Friends, Colleagues Recall Elizabeth Erickson
The death of Elizabeth Gray Erickson last week has inspired tributes from friends and colleagues who worked with her in the numerous charitable organizations she championed. The 46-year-old mother of three has been praised as a tireless advocate for community service and social change, on a local and international basis.
The body of Ms. Erickson, 46, was found last Thursday afternoon at the edge of a reservoir in the Spruce Run Recreation Area State Park in Clinton Township. She had been missing since early that morning. According to police reports, Ms. Erickson’s husband Jonathan Erickson last saw her at about 11 p.m. on Wednesday night. When he awoke at 5 a.m., she and her car were gone.
Mr. Erickson called police, telling them his wife had recently been suffering from insomnia and depression. A search was launched, and Ms. Erickson’s vehicle was located a few hours later in Spruce Run, blocking two lanes of traffic. Her body was found a few hours later.
“We don’t know why she left the car in that position,” said Larry Ragonese, press director for the New Jersey Department of Environmental Protection, which is assisting in the investigation along with the New Jersey State Police and the Hunterdon County Prosecutor’s Office. “There was no sign of any other persons with her. There is no indication of foul play, but it is being investigated.”
A candlelight vigil was held last Thursday night in Palmer Square to remember Ms. Erickson. A memorial service will be held Friday, June 6 at Nassau Presbyterian Church (see accompanying obituary).
Chosen as an honoree for the Princeton YWCA’s “Tribute to Women” in 2011, Ms. Erickson was the subject of a video detailing her many accomplishments. “She was involved in so many incredible organizations С Isles, Kidsbridge, Planned Parenthood, just to name a few,” said Judy Hutton, the YMCA’s chief executive officer. “What struck me, and the reason we honored Liz, was her motto, which was ‘You have to make change in the world, but start with yourself.’ She modeled that. She was a very laid back, caring, compassionate person, so well respected. She touched thousands of lives. I don’t even think she realized how many.”
Ms. Erickson was on the board of VolunteerConnect for nearly 10 years and was most recently an emeritus member. She was instrumental in redirecting the organization’s mission, a few years ago, to embrace skills-based volunteering. “It was really Liz’s forethought,” said Amy Klein, executive director. “She did the research along with another board member. It was a great example of how she wanted to find a way to support all the non-profits.”
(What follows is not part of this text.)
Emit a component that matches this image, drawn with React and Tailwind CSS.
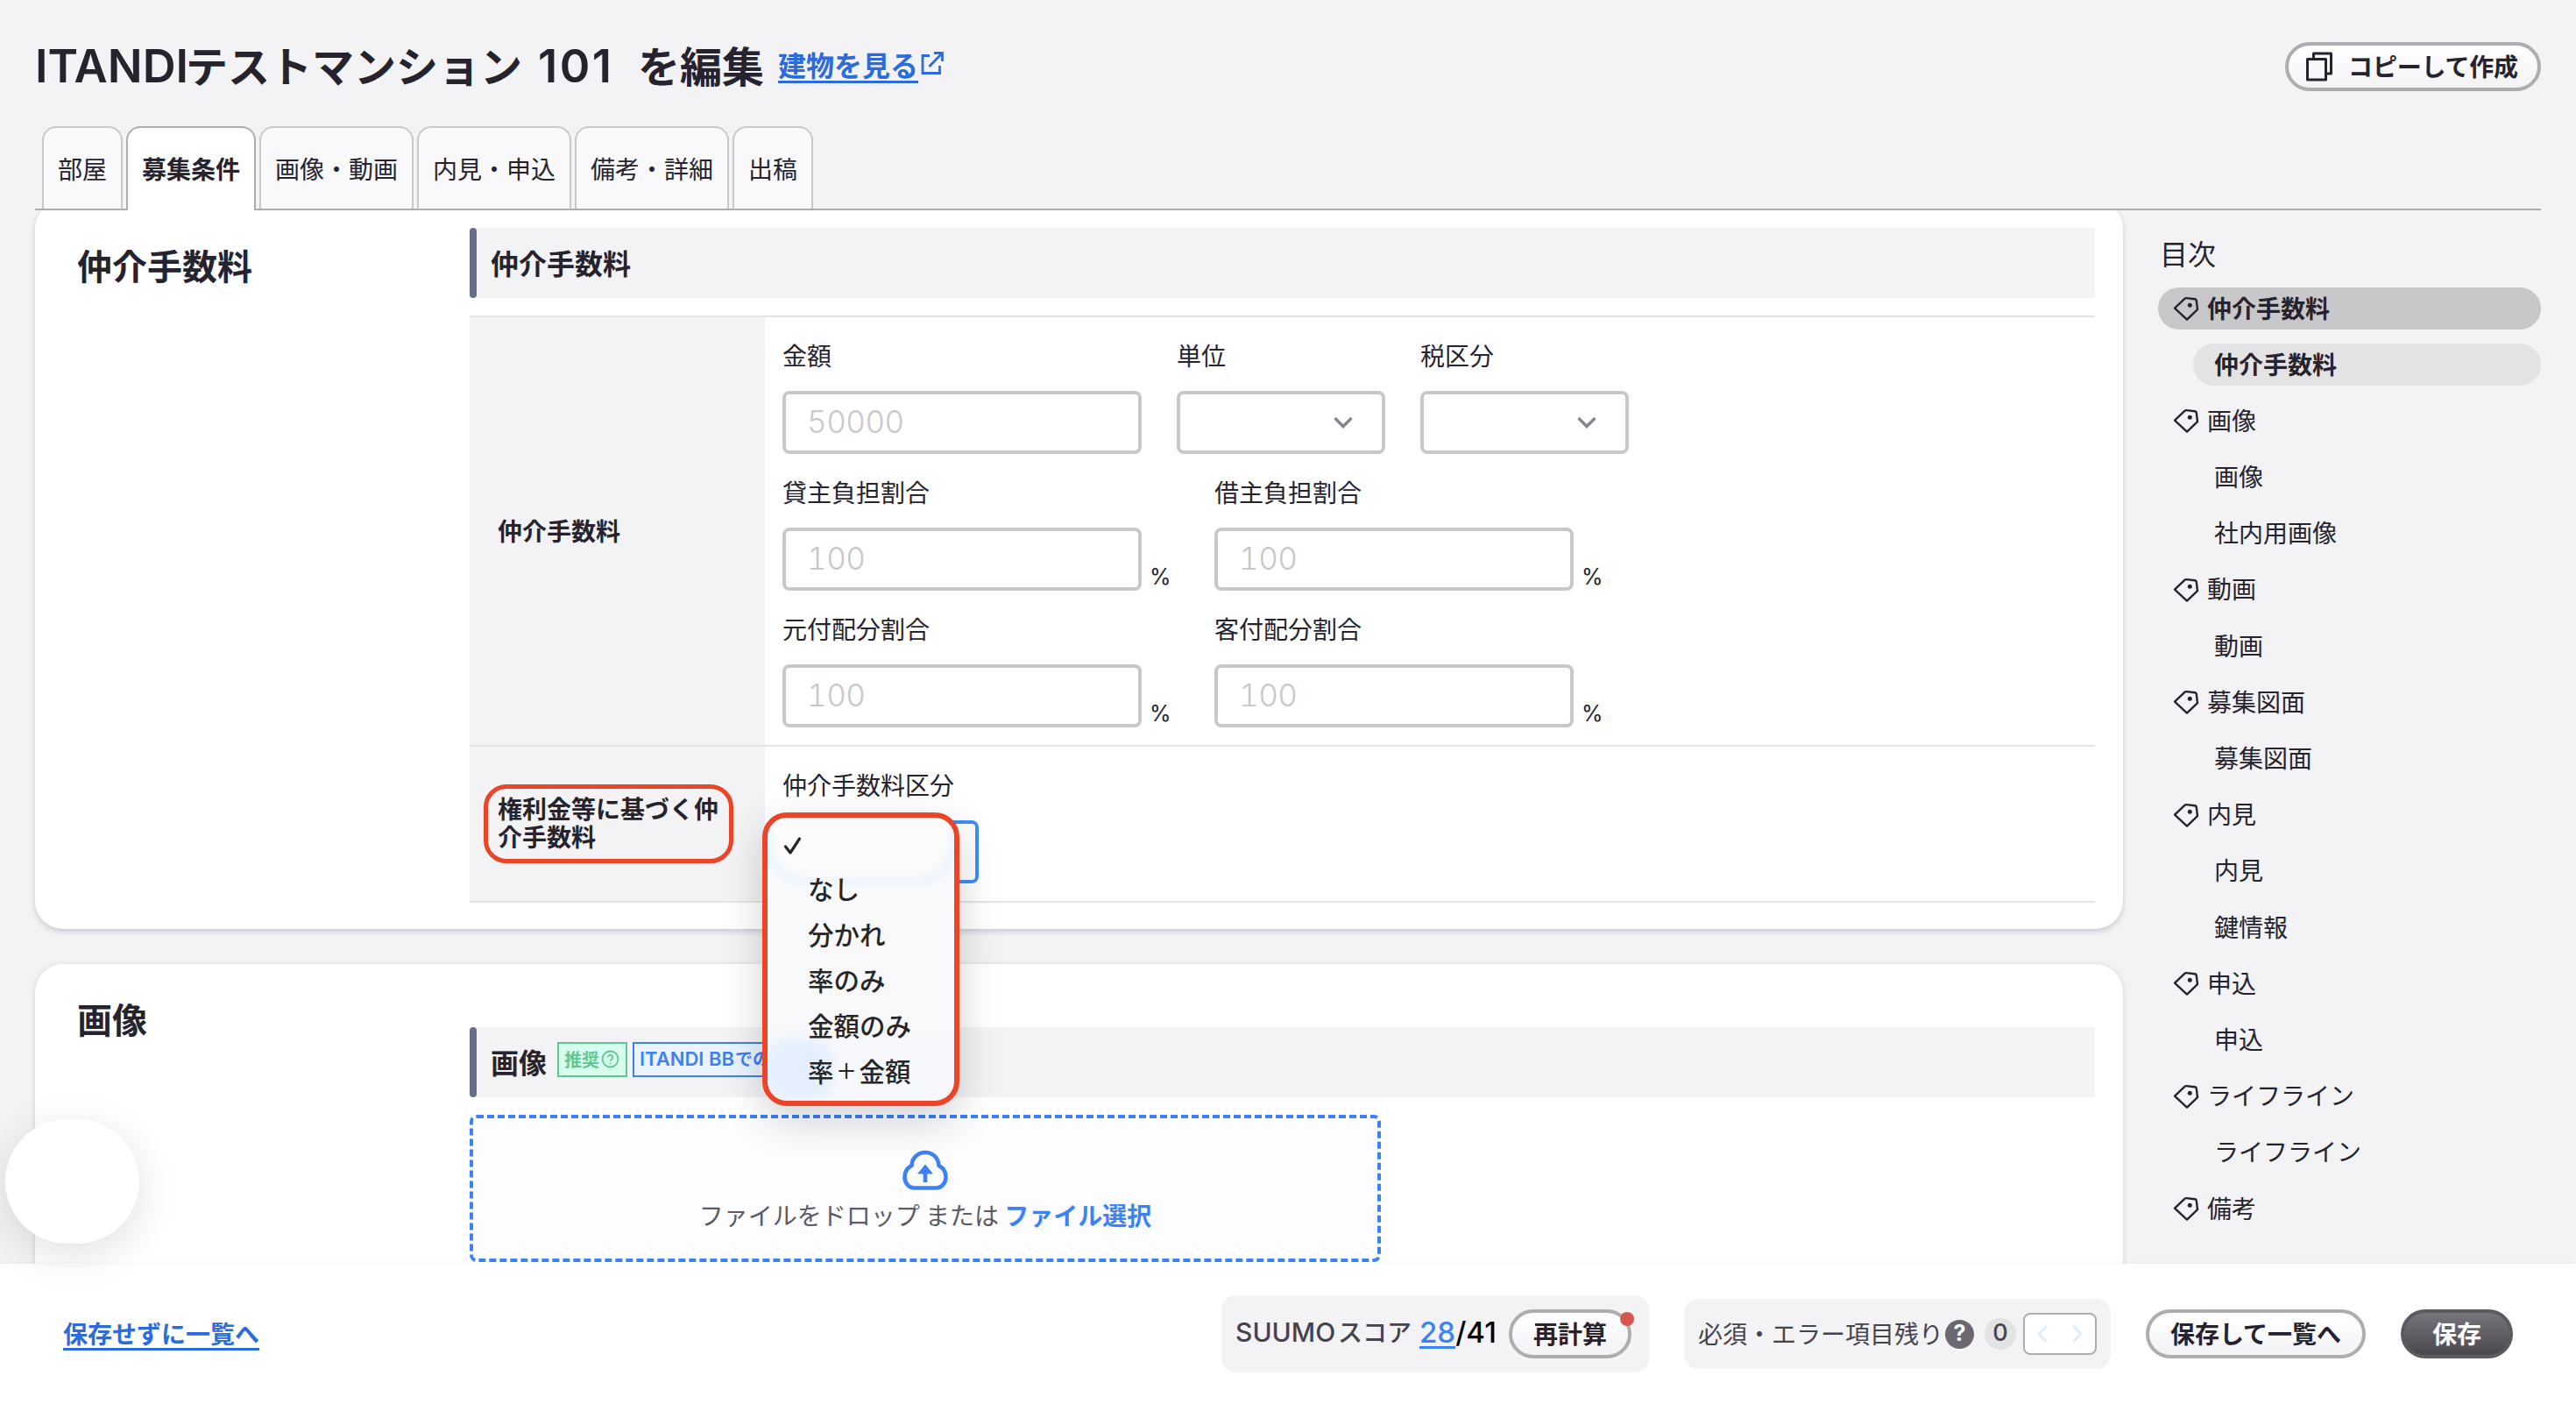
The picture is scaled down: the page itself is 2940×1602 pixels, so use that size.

Ms. Klein went on to describe Ms. Erickson as “very charity-driven, and all about the people. She wasn’t just talk. She was really hands-on. She was a warm, caring, lovely person. I suppose most people don’t speak ill of people after they have passed, but if you had asked me about Liz before this happened, I would have said the same thing. She was salt of the earth. She wanted to help other people. I’ll miss her wisdom, her leadership, and her guidance. Everybody is saying the same thing. There are just no words to do her justice.”
Another board on which Ms. Erickson served was at McCarter Theatre. “There are no easy words to convey the profound grief and sorrow that so many people feel at this time. The McCarter board and staff are stunned and devastated by the news of her passing,” wrote Brian McDonald, president of the theater’s Board of Trustees, in an email. “I was with some fellow trustees and senior staff members at the theater on Thursday in a meeting that Liz normally attended. When we learned the tragic news of her death, tears flowed and continue to flow.”
Mr. McDonald went on to describe Ms. Erickson as “a truly exceptional individual, trustee, and friend. Her past board experience, extensive knowledge of other non-profit organizations and her passion for the arts made her an ideal trustee …. Implicit in her life of service was the belief that by working together, we can make our communities, large and small, better.”
Speaking by phone, Mr. McDonald added, “Liz was a friend in addition to a colleague. So this is really, really hard.”
Princeton Mayor Liz Lempert also counted Ms. Erickson as a friend. “Last week Princeton lost one of our very best people in Liz Erickson,” she wrote in an email. “Liz was an exceptional person — smart, generous, funny, and totally down to earth. She made a difference in the lives of hundreds of people, including my own. I am grateful for our friendship, and join the rest of the huge community of people who loved her in mourning her passing.”
Among the tributes to Ms. Erickson on Facebook is one from Marty Johnson, founder, president, and chief executive officer of Isles, the non-profit community development organization based in Trenton. “We are saddened by the tragic passing of Liz Erickson, a friend and former trustee of Isles,” he wrote. “Liz was smart, optimistic, energetic, and always wanting to think big. She was always willing to roll up her sleeves and if you wanted to get work done, you wanted her on your side. We mourn and give thanks for her support, friendship, and wisdom that greatly impacted our work and lives. She will be deeply missed.”